### Set problem
Please give the entries again in full and exactly, without any picture.
# start of Record list
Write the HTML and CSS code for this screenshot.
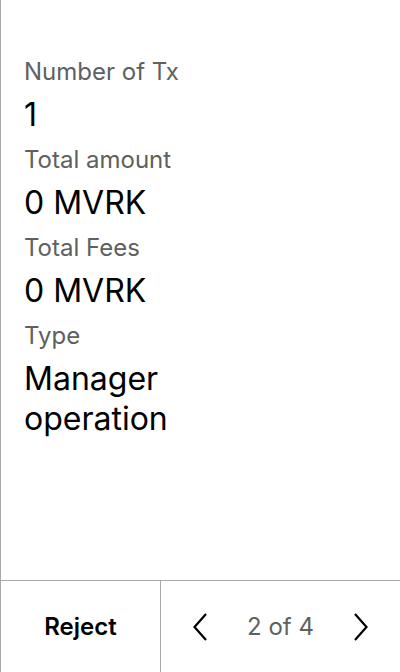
FILE: index.html
```html
<!DOCTYPE html>
<html>
<head>
<meta charset="utf-8">
<link rel="stylesheet" href="styles.css">
</head>
<body>
<div class="screen">
  <main class="content">
    <div class="field">
      <div class="label">Number of Tx</div>
      <div class="value">1</div>
    </div>
    <div class="field">
      <div class="label">Total amount</div>
      <div class="value">0 MVRK</div>
    </div>
    <div class="field">
      <div class="label">Total Fees</div>
      <div class="value">0 MVRK</div>
    </div>
    <div class="field">
      <div class="label">Type</div>
      <div class="value">Manager<br>operation</div>
    </div>
  </main>
  <footer class="footer">
    <div class="reject">Reject</div>
    <div class="pager">
      <svg class="chev" width="14" height="28" viewBox="0 0 14 28"><path d="M13 1 L1.5 14 L13 27" fill="none" stroke="#000" stroke-width="2.2"/></svg>
      <span class="page">2 of 4</span>
      <svg class="chev" width="14" height="28" viewBox="0 0 14 28"><path d="M1 1 L12.5 14 L1 27" fill="none" stroke="#000" stroke-width="2.2"/></svg>
    </div>
  </footer>
</div>
</body>
</html>
```
FILE: styles.css
```css
html, body {
  margin: 0;
  padding: 0;
  background: #fff;
}
.screen {
  box-sizing: border-box;
  width: 400px;
  height: 672px;
  border-left: 1px solid #a8a8a8;
  display: flex;
  flex-direction: column;
  font-family: Inter, "Noto Sans", sans-serif;
  color: #000;
}
.content {
  flex: 1;
  padding: 56px 23px 0 23px;
}
.field {
  margin-bottom: 9px;
}
.label {
  font-size: 24px;
  line-height: 32px;
  color: #606060;
  margin-bottom: 7px;
}
.value {
  font-size: 32px;
  line-height: 40px;
  color: #000;
}
.footer {
  height: 92px;
  border-top: 1px solid #a8a8a8;
  box-sizing: border-box;
  display: flex;
}
.reject {
  width: 159px;
  border-right: 1px solid #a8a8a8;
  display: flex;
  align-items: center;
  justify-content: center;
  font-size: 24px;
  font-weight: 600;
}
.pager {
  flex: 1;
  display: flex;
  align-items: center;
  justify-content: center;
  gap: 40px;
}
.page {
  font-size: 24px;
  color: #606060;
}
.chev {
  display: block;
}
```
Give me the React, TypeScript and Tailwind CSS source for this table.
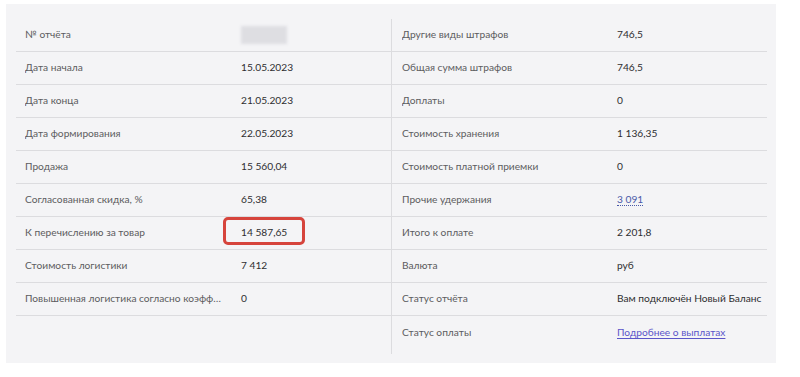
# end of Record list
### Problem solution
Write the HTML and CSS code for this screenshot.
FILE: index.html
```html
<!DOCTYPE html>
<html>
<head>
<meta charset="utf-8">
<link rel="stylesheet" href="styles.css">
</head>
<body>
<div class="screen">
  <main class="content">
    <div class="field">
      <div class="label">Number of Tx</div>
      <div class="value">1</div>
    </div>
    <div class="field">
      <div class="label">Total amount</div>
      <div class="value">0 MVRK</div>
    </div>
    <div class="field">
      <div class="label">Total Fees</div>
      <div class="value">0 MVRK</div>
    </div>
    <div class="field">
      <div class="label">Type</div>
      <div class="value">Manager<br>operation</div>
    </div>
  </main>
  <footer class="footer">
    <div class="reject">Reject</div>
    <div class="pager">
      <svg class="chev" width="14" height="28" viewBox="0 0 14 28"><path d="M13 1 L1.5 14 L13 27" fill="none" stroke="#000" stroke-width="2.2"/></svg>
      <span class="page">2 of 4</span>
      <svg class="chev" width="14" height="28" viewBox="0 0 14 28"><path d="M1 1 L12.5 14 L1 27" fill="none" stroke="#000" stroke-width="2.2"/></svg>
    </div>
  </footer>
</div>
</body>
</html>
```
FILE: styles.css
```css
html, body {
  margin: 0;
  padding: 0;
  background: #fff;
}
.screen {
  box-sizing: border-box;
  width: 400px;
  height: 672px;
  border-left: 1px solid #a8a8a8;
  display: flex;
  flex-direction: column;
  font-family: Inter, "Noto Sans", sans-serif;
  color: #000;
}
.content {
  flex: 1;
  padding: 56px 23px 0 23px;
}
.field {
  margin-bottom: 9px;
}
.label {
  font-size: 24px;
  line-height: 32px;
  color: #606060;
  margin-bottom: 7px;
}
.value {
  font-size: 32px;
  line-height: 40px;
  color: #000;
}
.footer {
  height: 92px;
  border-top: 1px solid #a8a8a8;
  box-sizing: border-box;
  display: flex;
}
.reject {
  width: 159px;
  border-right: 1px solid #a8a8a8;
  display: flex;
  align-items: center;
  justify-content: center;
  font-size: 24px;
  font-weight: 600;
}
.pager {
  flex: 1;
  display: flex;
  align-items: center;
  justify-content: center;
  gap: 40px;
}
.page {
  font-size: 24px;
  color: #606060;
}
.chev {
  display: block;
}
```
Give me the React, TypeScript and Tailwind CSS source for this table.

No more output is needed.